4. The distribution of income and wealth in the U.S. has progressively become worse over the last several decades as real wages have stagnated or declined a bit.

5. So to have our cyclical booms and busts become more severe over the last decade. We have had the dot com boom and bust and now the housing boom and bust. We are anything but stable, especially now as we are loaded up with debt and deficits.

6. The share of income or profits being generated by small business is falling and the share of total profits being generated by large businesses is increasing.

7. Government has enacted much special interest legislation contrary to the public interest, to aid the concentration of wealth and income in the hands of the wealthiest and feather representatives own beds.

8. Now, what we see with increased productivity and the maldistribution of income and wealth is a growing surplus of labor or the unemployed.

9. We are beginning to see embryonic development of reactionary grass roots political movements, such as the Tea Party crowd. While now small, without good leadership and ill-focused, grass root movements do not have to stay that way. Once started, they can change quickly and gain good focus and leadership.

10. As a matter of public policy, we are adamantly and deliberately ignoring entirely too much that is important here, all to our prospective detriment. In short, we are asking for public upheaval and revolt.

11. The public, both right and left, are truly exasperated with our federal government, frustrated with our economy, mad at Congress and the Administration and ripe for something new that offers us all a better prospect.

Indeed, polls show that the percentage of Americans who view socialism favorably has skyrocketed since the credit crisis. See this, this and this.

However, unlike Marx (or Corson), I don't think that transitioning from a broken form of capitalism to communism would be a good thing. Do you want to live under a brutal tyrant like Stalin, Mao, Pol Pot or Kim Jong Il? I don't.

As I wrote in an essay called "Don't Blame Capitalism for Wall Street's Corruption and Lawlessness":

When Mahatma Gandhi was asked what he thought about Western civilization, he answered:

I think it would be a good idea.
I feel the same way about free market capitalism.

It would be a good idea, but it is not what we have now. Instead, we have either socialism, fascism or a type of looting.

If people want to criticize capitalism and propose an alternative, that is fine . . . but only if they understand what free market capitalism is and acknowledge that America has not practiced free market capitalism for some time.
As I wrote last year:

Does this mean that free market capitalism is dead?

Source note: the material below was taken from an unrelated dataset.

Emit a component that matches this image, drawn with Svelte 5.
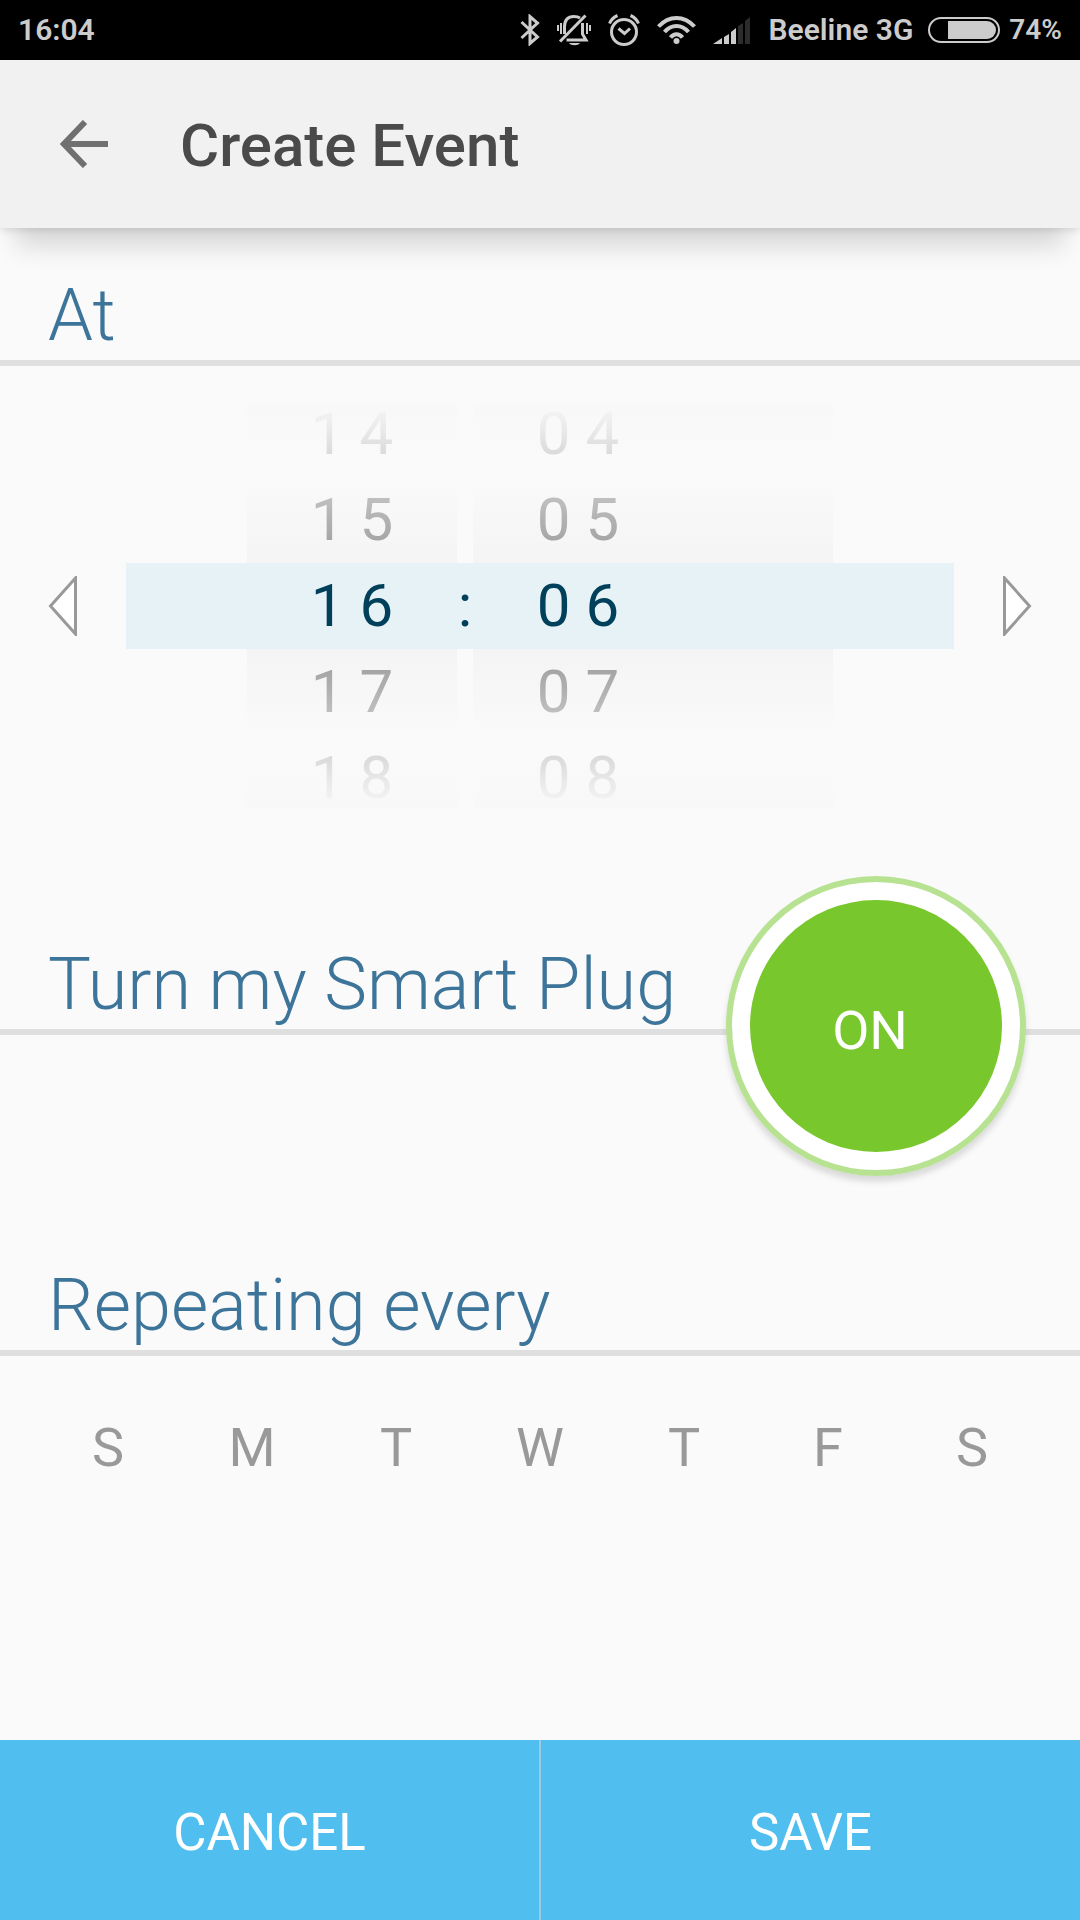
<script>
  let hour = $state(16);
  let minute = $state(6);
  let on = $state(true);
  let days = $state([
    { name: 'Sunday', letter: 'S', active: false },
    { name: 'Monday', letter: 'M', active: false },
    { name: 'Tuesday', letter: 'T', active: false },
    { name: 'Wednesday', letter: 'W', active: false },
    { name: 'Thursday', letter: 'T', active: false },
    { name: 'Friday', letter: 'F', active: false },
    { name: 'Saturday', letter: 'S', active: false }
  ]);

  const around = (value, size) => [-2, -1, 0, 1, 2].map((d) => (value + d + size) % size);
  const spaced = (value) => String(value).padStart(2, '0').split('').join(' ');

  const hours = $derived(around(hour, 24));
  const minutes = $derived(around(minute, 60));

  function shift(step) {
    minute = (minute + step + 60) % 60;
  }
</script>

<div class="screen">
  <div class="status">
    <span class="clock">16:04</span>
    <div class="tray">
      <svg width="20" height="32" viewBox="0 0 20 32" fill="none" stroke="#ccc" stroke-width="3">
        <path d="M1.5 8 17.5 23 10 29.5V2.5L17.5 9 1.5 24" />
      </svg>
      <svg width="34" height="32" viewBox="0 0 34 32" fill="none" stroke="#ccc" stroke-width="3">
        <path d="M7.500 20V13C7.500 6 11 2.500 17 2.500c3 0 4.500 .5 6 1.500M25.500 9v11l3.500 6H9.500" />
        <path d="M3 27.500 28.500 1.500" />
        <path d="M4 9v11M30 9v11M33 11v6M1 11v6" stroke-width="2" />
        <path d="M12 29h11c-2 3-9 3-11 0z" fill="#ccc" stroke="none" />
      </svg>
      <svg width="32" height="32" viewBox="0 0 32 32" fill="none" stroke="#ccc" stroke-width="3">
        <circle cx="16" cy="18" r="12.500" />
        <path d="m10.500 14.500 6 5 5.500-5" />
        <path d="M1.500 9.500C3 6 6 3 9.500 1.500M30.500 9.500C29 6 26 3 22.500 1.500" />
      </svg>
      <svg width="39" height="32" viewBox="0 0 39 32" fill="none" stroke="#ccc" stroke-width="4">
        <path d="M1.500 12.500C12 1 27 1 37.500 12.500" />
        <path d="M7.500 18C14.500 10 24.500 10 31.500 18" />
        <path d="M13.500 23.500C17 19 22 19 25.500 23.500" />
        <circle cx="19.500" cy="27" r="3" fill="#ccc" stroke="none" />
      </svg>
      <svg width="38" height="32" viewBox="0 0 38 32" fill="#ccc">
        <path d="M0 30 9 24V30zM11 23l5-3V30H11zM18 18l5-4V30H18z" />
        <path d="M25 12l5-3V30H25zM32 7l5-4V30H32z" fill="#2c2c2c" />
      </svg>
      <span class="carrier">Beeline 3G</span>
      <svg width="72" height="26" viewBox="0 0 72 26">
        <rect x="1" y="1" width="70" height="24" rx="12" fill="none" stroke="#ccc" stroke-width="2" />
        <path d="M20 4H59a9 9 0 0 1 0 18H20z" fill="#ccc" />
      </svg>
      <span class="charge">74%</span>
    </div>
  </div>

  <header>
    <button class="back" aria-label="Back">
      <svg width="48" height="48" viewBox="0 0 48 48" fill="none" stroke="#707070" stroke-width="6">
        <path d="M48 24H5M25 2 4 24 25 46" />
      </svg>
    </button>
    <h1>Create Event</h1>
  </header>

  <main>
    <section class="at">
      <h2>At</h2>
      <div class="picker">
        <button class="arrow" aria-label="Earlier" onclick={() => shift(-1)}>
          <svg width="30" height="60" viewBox="0 0 30 60">
            <path d="M27.500 2V58L2.500 30z" fill="#fff" stroke="#999" stroke-width="3" />
          </svg>
        </button>
        <div class="band">
          <div class="wheel hours">
            <div class="values">
              {#each hours as value, i (value)}
                <button class:current={i === 2} aria-label={`Hour ${value}`} onclick={() => (hour = value)}>{spaced(value)}</button>
              {/each}
            </div>
          </div>
          <span class="colon">:</span>
          <div class="wheel minutes">
            <div class="values">
              {#each minutes as value, i (value)}
                <button class:current={i === 2} aria-label={`Minute ${value}`} onclick={() => (minute = value)}>{spaced(value)}</button>
              {/each}
            </div>
          </div>
        </div>
        <button class="arrow" aria-label="Later" onclick={() => shift(1)}>
          <svg width="30" height="60" viewBox="0 0 30 60">
            <path d="M2.500 2V58L27.500 30z" fill="#fff" stroke="#999" stroke-width="3" />
          </svg>
        </button>
      </div>
    </section>

    <section class="plug">
      <h2>Turn my Smart Plug</h2>
      <button class="toggle" class:off={!on} aria-pressed={on} onclick={() => (on = !on)}>
        <span class="disc">{on ? 'ON' : 'OFF'}</span>
      </button>
    </section>

    <section class="repeat">
      <h2>Repeating every</h2>
      <div class="days">
        {#each days as day (day.name)}
          <button class:active={day.active} aria-label={day.name} aria-pressed={day.active} onclick={() => (day.active = !day.active)}>{day.letter}</button>
        {/each}
      </div>
    </section>
  </main>

  <footer>
    <button>CANCEL</button>
    <button>SAVE</button>
  </footer>
</div>

<style>
  :global(body) {
    margin: 0;
    background: #fafafa;
  }

  .screen {
    display: flex;
    flex-direction: column;
    min-height: 100vh;
    font-family: Roboto, sans-serif;
    background: #fafafa;
  }

  button {
    margin: 0;
    padding: 0;
    border: 0;
    background: none;
    color: inherit;
    font: inherit;
    cursor: pointer;
  }

  svg {
    display: block;
    flex: none;
  }

  .status {
    display: flex;
    align-items: center;
    justify-content: space-between;
    height: 60px;
    padding: 0 18px;
    background: #000;
    color: #ccc;
    font-size: 30px;
    font-weight: 600;
    line-height: 36px;
    white-space: nowrap;
  }

  .tray {
    display: flex;
    align-items: center;
    gap: 17px;
  }

  .carrier {
    margin-right: -2px;
  }

  .charge {
    margin-left: -8px;
    font-size: 28px;
  }

  header {
    position: relative;
    display: flex;
    align-items: center;
    gap: 72px;
    height: 168px;
    padding: 0 60px;
    background: #f1f1f1;
    box-shadow: 0 34px 24px -16px rgba(0, 0, 0, 0.14), 0 2px 8px rgba(0, 0, 0, 0.12);
  }

  h1 {
    margin: 0;
    padding-top: 4px;
    color: #4a4a4a;
    font-size: 60px;
    font-weight: 500;
    line-height: 72px;
  }

  main {
    display: flex;
    flex: 1;
    flex-direction: column;
  }

  h2 {
    margin: 0;
    padding: 0 48px;
    border-bottom: 6px solid #dfdfdf;
    color: #3d7499;
    font-size: 72px;
    font-weight: 300;
    line-height: 88px;
  }

  .at {
    padding-top: 44px;
  }

  .picker {
    display: flex;
    align-items: center;
    gap: 48px;
    padding: 38px 48px 0;
  }

  .band {
    display: flex;
    flex: 1;
    align-items: center;
    justify-content: center;
    background: linear-gradient(#e7f2f7, #e7f2f7) center / 100% 86px no-repeat;
    color: #999;
    font-size: 60px;
    line-height: 86px;
  }

  .wheel {
    height: 404px;
    background: linear-gradient(
      rgba(0, 0, 0, 0.008),
      transparent 16%,
      rgba(0, 0, 0, 0.024) 39.3%,
      transparent 39.3%,
      transparent 60.7%,
      rgba(0, 0, 0, 0.024) 60.7%,
      transparent 84%,
      rgba(0, 0, 0, 0.008)
    );
  }

  .values {
    display: flex;
    flex-direction: column;
    justify-content: center;
    width: 210px;
    height: 404px;
    -webkit-mask-image: linear-gradient(transparent, #000 39%, #000 61%, transparent);
    mask-image: linear-gradient(transparent, #000 39%, #000 61%, transparent);
  }

  .values button {
    flex: none;
    height: 86px;
  }

  .values .current,
  .colon {
    color: #00405a;
  }

  .minutes {
    width: 360px;
  }

  .colon {
    width: 16px;
    text-align: center;
  }

  .plug {
    position: relative;
    margin-top: 133px;
  }

  .toggle {
    position: absolute;
    top: -65px;
    right: 54px;
    box-sizing: border-box;
    width: 300px;
    height: 300px;
    padding: 18px;
    border: 6px solid #b7e291;
    border-radius: 50%;
    background: rgba(255, 255, 255, 0.95);
    background-clip: padding-box;
    box-shadow: 0 6px 6px rgba(0, 0, 0, 0.13);
    color: #fff;
    font-size: 54px;
  }

  .disc {
    display: flex;
    align-items: center;
    justify-content: center;
    box-sizing: border-box;
    width: 100%;
    height: 100%;
    padding: 8px 12px 0 0;
    border-radius: 50%;
    background: #78c72c;
    font-weight: 450;
  }

  .off {
    border-color: #ccc;
  }

  .off .disc {
    background: #999;
  }

  .repeat {
    margin-top: 227px;
  }

  .days {
    display: grid;
    grid-template-columns: repeat(7, 1fr);
    padding: 60px 36px;
    color: #999;
    font-size: 54px;
    line-height: 64px;
  }

  .days .active {
    color: #00405a;
  }

  footer {
    display: flex;
    height: 180px;
    background: #50bfef;
    color: #fff;
    font-size: 51px;
  }

  footer button {
    flex: 1;
    padding-top: 4px;
  }

  footer button + button {
    border-left: 2px solid #9bcbe2;
  }
</style>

No. And I'm not sure that there is any better alternative.

But capitalism has to grow up and become less naive, relying less on a blind faith in "the invisible hand" and more on an understanding of human nature, including insights from the field of behavioral economics.

It must include sophisticated checks and balances to make sure that the system is not gamed, instead of childish ideas about the "inherent stability" of the market.

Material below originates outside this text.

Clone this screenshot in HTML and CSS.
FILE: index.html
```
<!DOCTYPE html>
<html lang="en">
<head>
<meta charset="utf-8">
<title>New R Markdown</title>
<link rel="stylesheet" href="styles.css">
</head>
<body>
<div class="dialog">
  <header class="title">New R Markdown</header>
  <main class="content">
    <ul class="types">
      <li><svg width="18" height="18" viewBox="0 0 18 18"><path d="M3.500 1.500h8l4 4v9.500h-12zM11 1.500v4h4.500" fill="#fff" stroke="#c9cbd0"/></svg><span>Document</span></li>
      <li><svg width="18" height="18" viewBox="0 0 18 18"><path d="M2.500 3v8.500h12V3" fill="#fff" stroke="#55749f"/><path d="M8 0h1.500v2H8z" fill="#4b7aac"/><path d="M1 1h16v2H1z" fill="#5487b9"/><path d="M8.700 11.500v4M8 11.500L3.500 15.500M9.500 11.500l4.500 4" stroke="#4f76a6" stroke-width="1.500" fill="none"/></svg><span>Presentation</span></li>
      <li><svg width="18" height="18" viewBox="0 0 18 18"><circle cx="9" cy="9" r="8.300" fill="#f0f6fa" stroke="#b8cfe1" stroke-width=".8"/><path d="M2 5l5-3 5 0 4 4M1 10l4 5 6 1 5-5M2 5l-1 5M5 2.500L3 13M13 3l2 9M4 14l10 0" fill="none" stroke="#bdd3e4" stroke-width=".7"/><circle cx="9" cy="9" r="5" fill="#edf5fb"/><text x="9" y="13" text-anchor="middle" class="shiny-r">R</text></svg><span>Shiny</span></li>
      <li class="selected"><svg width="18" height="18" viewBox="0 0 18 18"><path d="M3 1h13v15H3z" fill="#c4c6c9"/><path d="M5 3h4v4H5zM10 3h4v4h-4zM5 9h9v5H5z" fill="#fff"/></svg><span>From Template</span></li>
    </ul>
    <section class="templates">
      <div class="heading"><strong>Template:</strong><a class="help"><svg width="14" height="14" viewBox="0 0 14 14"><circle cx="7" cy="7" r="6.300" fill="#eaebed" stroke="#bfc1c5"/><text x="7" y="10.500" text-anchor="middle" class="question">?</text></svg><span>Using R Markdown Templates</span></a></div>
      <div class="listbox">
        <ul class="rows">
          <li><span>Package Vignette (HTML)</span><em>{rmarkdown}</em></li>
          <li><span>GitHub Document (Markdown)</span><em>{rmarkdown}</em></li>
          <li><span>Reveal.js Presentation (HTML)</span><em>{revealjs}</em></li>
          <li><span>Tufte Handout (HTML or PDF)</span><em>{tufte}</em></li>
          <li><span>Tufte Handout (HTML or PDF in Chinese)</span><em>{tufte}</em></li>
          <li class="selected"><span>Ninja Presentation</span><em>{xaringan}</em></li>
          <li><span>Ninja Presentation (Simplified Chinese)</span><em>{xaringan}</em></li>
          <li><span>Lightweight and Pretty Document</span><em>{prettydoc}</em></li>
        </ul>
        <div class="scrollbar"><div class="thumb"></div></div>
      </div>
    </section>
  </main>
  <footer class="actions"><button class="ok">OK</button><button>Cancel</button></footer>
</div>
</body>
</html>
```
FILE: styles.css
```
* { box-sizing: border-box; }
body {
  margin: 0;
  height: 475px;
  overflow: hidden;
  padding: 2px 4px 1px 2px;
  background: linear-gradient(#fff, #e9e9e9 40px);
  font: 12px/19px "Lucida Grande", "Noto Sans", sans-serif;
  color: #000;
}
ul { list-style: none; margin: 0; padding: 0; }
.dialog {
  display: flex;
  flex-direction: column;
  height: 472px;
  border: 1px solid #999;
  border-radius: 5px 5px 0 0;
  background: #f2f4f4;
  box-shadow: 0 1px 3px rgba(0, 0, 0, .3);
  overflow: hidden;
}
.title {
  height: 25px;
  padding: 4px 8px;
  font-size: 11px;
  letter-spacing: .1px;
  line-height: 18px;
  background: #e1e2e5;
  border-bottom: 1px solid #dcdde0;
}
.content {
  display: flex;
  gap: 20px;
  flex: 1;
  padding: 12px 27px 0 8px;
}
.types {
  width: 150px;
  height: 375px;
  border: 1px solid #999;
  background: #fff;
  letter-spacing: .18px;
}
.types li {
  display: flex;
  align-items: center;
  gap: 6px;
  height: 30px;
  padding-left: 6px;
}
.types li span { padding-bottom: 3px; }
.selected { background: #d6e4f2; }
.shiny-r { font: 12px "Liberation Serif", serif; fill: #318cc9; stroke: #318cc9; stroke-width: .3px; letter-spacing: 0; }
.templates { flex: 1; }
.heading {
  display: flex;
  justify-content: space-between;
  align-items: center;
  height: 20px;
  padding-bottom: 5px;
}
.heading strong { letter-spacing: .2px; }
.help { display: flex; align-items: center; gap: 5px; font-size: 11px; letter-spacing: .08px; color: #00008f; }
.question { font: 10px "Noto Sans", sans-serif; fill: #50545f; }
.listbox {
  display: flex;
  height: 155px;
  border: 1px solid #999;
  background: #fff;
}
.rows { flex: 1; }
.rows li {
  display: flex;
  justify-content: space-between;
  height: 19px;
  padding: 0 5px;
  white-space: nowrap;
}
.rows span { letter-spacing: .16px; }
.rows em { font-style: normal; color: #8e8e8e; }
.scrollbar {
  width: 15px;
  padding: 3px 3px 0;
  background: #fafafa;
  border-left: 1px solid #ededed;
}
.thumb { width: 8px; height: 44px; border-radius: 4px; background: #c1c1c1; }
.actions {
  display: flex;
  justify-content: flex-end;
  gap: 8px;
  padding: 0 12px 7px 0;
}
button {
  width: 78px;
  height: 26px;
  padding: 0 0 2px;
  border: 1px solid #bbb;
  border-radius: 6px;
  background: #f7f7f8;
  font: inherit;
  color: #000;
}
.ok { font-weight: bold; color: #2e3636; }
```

And it must make sure that the poker game doesn't suddenly end when one of the players gets all of the chips.

Of course, with high-frequency trading dominating the market (and see this), frontrunning, permanent bailouts (and see this), government-sponsored credit rating scams and enterprises, the creation and maintenance by the government of banks so big that their very size warps the entire system, socialism for the big boys, and all of the other shenanigans going on, we don't currently have free market capitalism.

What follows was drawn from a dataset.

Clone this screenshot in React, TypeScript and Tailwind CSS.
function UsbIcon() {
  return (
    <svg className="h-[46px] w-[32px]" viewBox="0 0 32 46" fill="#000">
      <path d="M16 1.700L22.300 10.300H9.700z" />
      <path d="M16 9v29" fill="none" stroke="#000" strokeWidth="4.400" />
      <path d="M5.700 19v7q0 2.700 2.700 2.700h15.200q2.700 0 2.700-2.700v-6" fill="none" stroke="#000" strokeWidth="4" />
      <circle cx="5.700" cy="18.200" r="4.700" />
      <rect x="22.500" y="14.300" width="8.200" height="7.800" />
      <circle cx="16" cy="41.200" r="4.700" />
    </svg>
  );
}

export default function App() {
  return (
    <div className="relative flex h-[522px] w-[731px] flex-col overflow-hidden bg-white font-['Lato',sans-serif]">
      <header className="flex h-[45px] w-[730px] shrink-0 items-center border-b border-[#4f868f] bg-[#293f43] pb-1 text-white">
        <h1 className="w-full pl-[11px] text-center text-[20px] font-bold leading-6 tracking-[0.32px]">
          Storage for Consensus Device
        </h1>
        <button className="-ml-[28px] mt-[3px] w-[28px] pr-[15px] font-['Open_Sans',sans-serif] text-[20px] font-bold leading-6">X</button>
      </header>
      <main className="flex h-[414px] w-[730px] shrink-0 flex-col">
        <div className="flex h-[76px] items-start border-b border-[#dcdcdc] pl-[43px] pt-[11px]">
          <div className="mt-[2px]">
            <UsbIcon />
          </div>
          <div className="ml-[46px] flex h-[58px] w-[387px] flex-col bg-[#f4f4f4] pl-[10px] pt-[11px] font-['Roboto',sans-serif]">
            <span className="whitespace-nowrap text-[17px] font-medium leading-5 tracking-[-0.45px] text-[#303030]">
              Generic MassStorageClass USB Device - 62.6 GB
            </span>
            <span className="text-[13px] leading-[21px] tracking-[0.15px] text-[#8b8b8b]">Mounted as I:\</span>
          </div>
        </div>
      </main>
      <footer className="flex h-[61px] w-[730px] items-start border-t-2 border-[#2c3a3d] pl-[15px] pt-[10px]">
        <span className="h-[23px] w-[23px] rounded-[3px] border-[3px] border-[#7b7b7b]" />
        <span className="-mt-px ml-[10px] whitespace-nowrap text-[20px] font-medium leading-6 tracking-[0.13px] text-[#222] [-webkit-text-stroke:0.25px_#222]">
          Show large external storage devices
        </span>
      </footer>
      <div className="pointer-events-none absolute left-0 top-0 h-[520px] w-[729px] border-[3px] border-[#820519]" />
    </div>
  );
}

Of course, even Adam Smith didn't believe in unrestrained free market capitalism. And a free market is not possible without strong laws against fraud.

So the bottom line is really that the communist philosophers accurately predicted that capitalism would become corrupted ... just as communism became corrupted by rulers who lived in the lap of luxury and gave themselves all the perks while they imposed poverty and extreme oppression on their people.

Indeed, anyone who assumes that any system - communism, capitalism or any other "ism" - is infallible and that its leaders don't have to be held accountable is just a useful idiot.

I think a large part of the problem with both communism and late stage capitalism is too much power in too few hands - whether in the hands of the "Party" or of the oligarchy of big banks (made enormous by the government, not by free market capitalism), the outcome is the same ... the little guy gets shafted."